Ebu'l-Abbas, Ahmed b. Yahya dedi ki: el-Esmai dedi ki: "Daha layık, daha uygun" lafzının Arap dilindeki anlamı "helak oluşa yakın olmak"tır, Sanki: "Sen helak olmanın kertesine geldin, helak olmaya çok yaklaştın" denilmiş gibidir ki; bunun geldiği kök ''yakınlık" anlamındaki (...)'dir. Yüce Allah da (bu kök kullanılarak) şöyle buyurmaktadır: "Ey iman edenler, kafirlerden size yakın olanlarla savaşın." (et-Tevbe, 123) el-Esmai şu mısraı zikretmektedir: "Ona velanın verilmesine çok yaklaştı."

 

Yine şu mısraı zikretmektedir: "O kimin için yükselirse, kedere çok yaklaşmış olur."

 

Yani böyle bir şeye sahib olan kedere oldukça yaklaşmış demektir.

 

Ebu'I-Abbas, Saleb, el-Esmai'nin açıklamalarını güzel buluyor ve: el-Esmai'nin açıklaması gibi açıklayan kimse yoktur, diyordu.

 

en-Nehhas dedi ki: Araplar: (...) derler ki "az kalsın helak oluyordun, sonra kurtuldun" demektir. ifadenin takdiri sanki; (...): Helak olmayasen çok yaklaştın" gibidir.

 

el-Mehdevı dedi ki: (...)'nin (...) şeklinde bir ism-i tafdil olması sözkonusu değildir.
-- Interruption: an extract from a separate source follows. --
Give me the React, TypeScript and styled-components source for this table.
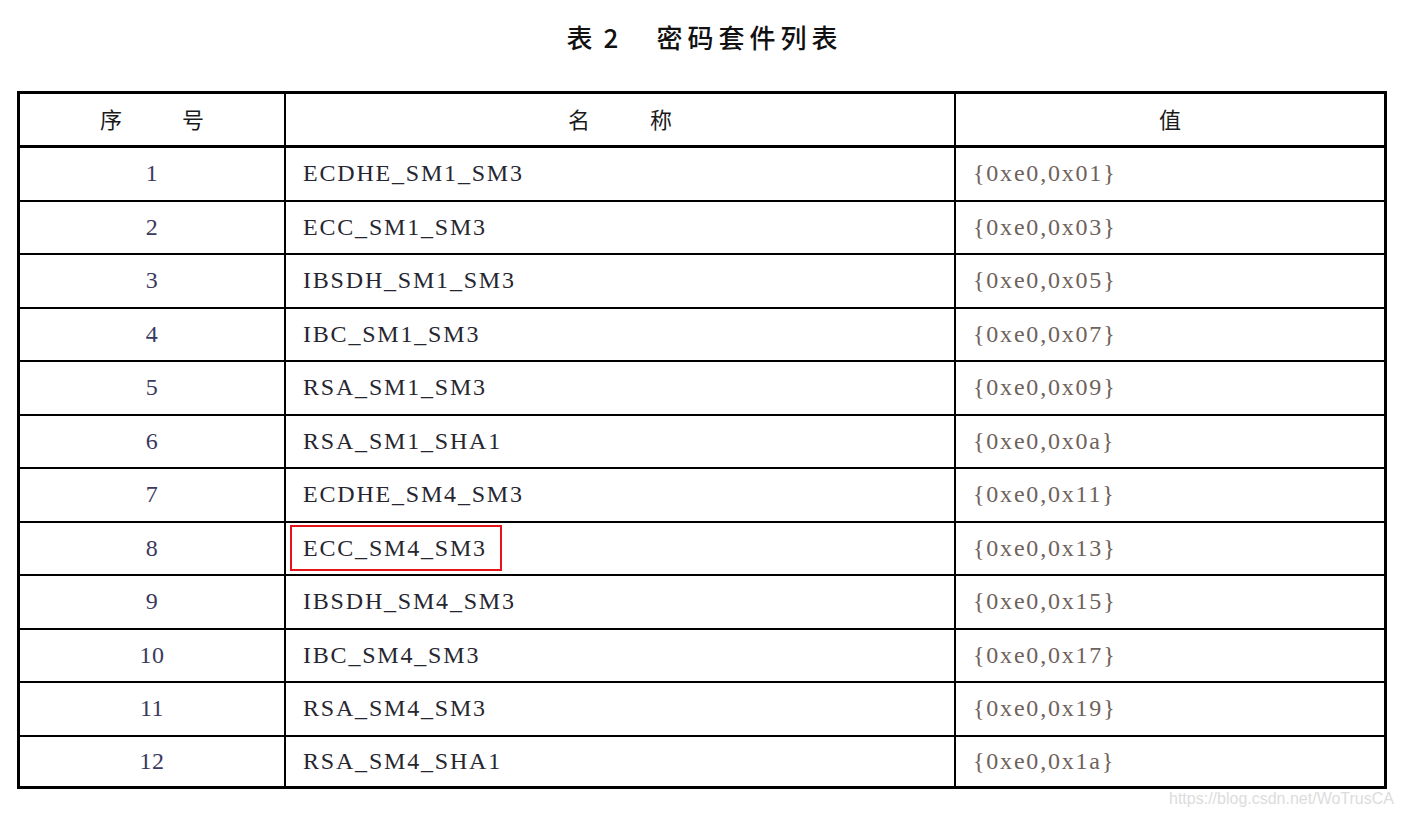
import styled, { createGlobalStyle } from "styled-components";

const GlobalStyle = createGlobalStyle`
  * {
    box-sizing: border-box;
  }
  body {
    margin: 0;
    background: #fff;
  }
`;

const Page = styled.div`
  position: relative;
  width: 1404px;
  height: 816px;
  padding-top: 24px;
  background: #fff;
  overflow: hidden;
`;

const Title = styled.h1`
  margin: 0 0 41px;
  height: 26px;
  display: flex;
  justify-content: center;
  align-items: center;
  font-family: "Noto Sans CJK SC", sans-serif;
  font-size: 26px;
  line-height: 26px;
  font-weight: 500;
  color: #111;
`;

const TitleNo = styled.span`
  display: flex;
  gap: 11px;
  margin-right: 38px;
`;

const TitleText = styled.span`
  letter-spacing: 5px;
  margin-right: -5px;
`;

const Table = styled.div`
  width: 1370px;
  margin-left: 17px;
  border: 3px solid #000;
`;

const Row = styled.div<{ $head?: boolean }>`
  display: grid;
  grid-template-columns: 264px 670px 430px;
  height: ${(p) => (p.$head ? "54px" : "53.5px")};
  border-bottom: ${(p) => (p.$head ? "3px" : "2px")} solid #000;

  &:last-child {
    height: 49.5px;
    border-bottom: none;
  }
`;

const Cell = styled.div<{ $align?: "center" | "left"; $first?: boolean }>`
  position: relative;
  display: flex;
  align-items: center;
  justify-content: ${(p) => (p.$align === "center" ? "center" : "flex-start")};
  padding-left: ${(p) => (p.$align === "center" ? "0" : "17px")};
  border-left: ${(p) => (p.$first ? "none" : "2px solid #000")};
`;

const HeadLabel = styled.span`
  display: flex;
  gap: 60px;
  padding-bottom: 4px;
  font-family: "Noto Sans CJK SC", sans-serif;
  font-size: 22px;
  font-weight: 400;
  color: #1a1a1a;
`;

const Num = styled.span`
  font-family: "Liberation Serif", serif;
  font-size: 24px;
  letter-spacing: 0.5px;
  color: #3a3a5e;
`;

const Name = styled.span`
  font-family: "Liberation Serif", serif;
  font-size: 24px;
  letter-spacing: 1.8px;
  color: #262630;
`;

const Value = styled.span`
  font-family: "Liberation Serif", serif;
  font-size: 24px;
  letter-spacing: 1.8px;
  color: #6e625c;
`;

const Mark = styled.div`
  position: absolute;
  left: 4px;
  top: 2px;
  width: 212px;
  height: 46px;
  border: 2px solid #e8141b;
  pointer-events: none;
`;

const Watermark = styled.div`
  position: absolute;
  right: 10px;
  bottom: 8px;
  font-family: "Liberation Sans", Arial, sans-serif;
  font-size: 16px;
  color: #dcdcdc;
`;

const suites = [
  ["ECDHE_SM1_SM3", "0x01"],
  ["ECC_SM1_SM3", "0x03"],
  ["IBSDH_SM1_SM3", "0x05"],
  ["IBC_SM1_SM3", "0x07"],
  ["RSA_SM1_SM3", "0x09"],
  ["RSA_SM1_SHA1", "0x0a"],
  ["ECDHE_SM4_SM3", "0x11"],
  ["ECC_SM4_SM3", "0x13"],
  ["IBSDH_SM4_SM3", "0x15"],
  ["IBC_SM4_SM3", "0x17"],
  ["RSA_SM4_SM3", "0x19"],
  ["RSA_SM4_SHA1", "0x1a"],
];

export default function App() {
  return (
    <Page>
      <GlobalStyle />
      <Title>
        <TitleNo>
          <span>表</span>
          <span>2</span>
        </TitleNo>
        <TitleText>密码套件列表</TitleText>
      </Title>
      <Table>
        <Row $head>
          <Cell $align="center" $first>
            <HeadLabel>
              <span>序</span>
              <span>号</span>
            </HeadLabel>
          </Cell>
          <Cell $align="center">
            <HeadLabel>
              <span>名</span>
              <span>称</span>
            </HeadLabel>
          </Cell>
          <Cell $align="center">
            <HeadLabel>值</HeadLabel>
          </Cell>
        </Row>
        {suites.map(([name, code], i) => (
          <Row key={name}>
            <Cell $align="center" $first>
              <Num>{i + 1}</Num>
            </Cell>
            <Cell>
              <Name>{name}</Name>
              {i === 7 && <Mark />}
            </Cell>
            <Cell>
              <Value>{`{0xe0,${code}}`}</Value>
            </Cell>
          </Row>
        ))}
      </Table>
      <Watermark>https://blog.csdn.net/WoTrusCA</Watermark>
    </Page>
  );
}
Bu hazfedilmiş bir mübtedanın haberi olarak gelir. Sanki: "Tehdit, başkasına göre kendisine daha bir yakışır" denilmiş gibidir, Çünkü Ebu Zeyd'i tehdit ettikleri vakit Arapların: (...) dediklerini nakletmektedir. Bu lafzın sonuna tenis alameti "(yuvarlak te)"nin gelmesi durumun böyle olmadığının (fiil olmadığının) delilidir.

 

''Sana" lafzı "daha layıktır" anlamındaki lafzın hakkında bir haberdir. "Layıktır" lafzının munsarıf olmayışı, tehdidin alemi (özel ismi) haline gelişinden dolayıdır. Tıpkı bir adama "Ahmed" adının verilmesine benzer.

 

Buyruktaki tekrarlamanın, sen kötü olan ilk ameline, sonra ikincisine, sonra üçüncüsüne, sonra dördüncüsüne devam et! anlamında olduğu da söylenmiştir. Az önce geçtiği gibi.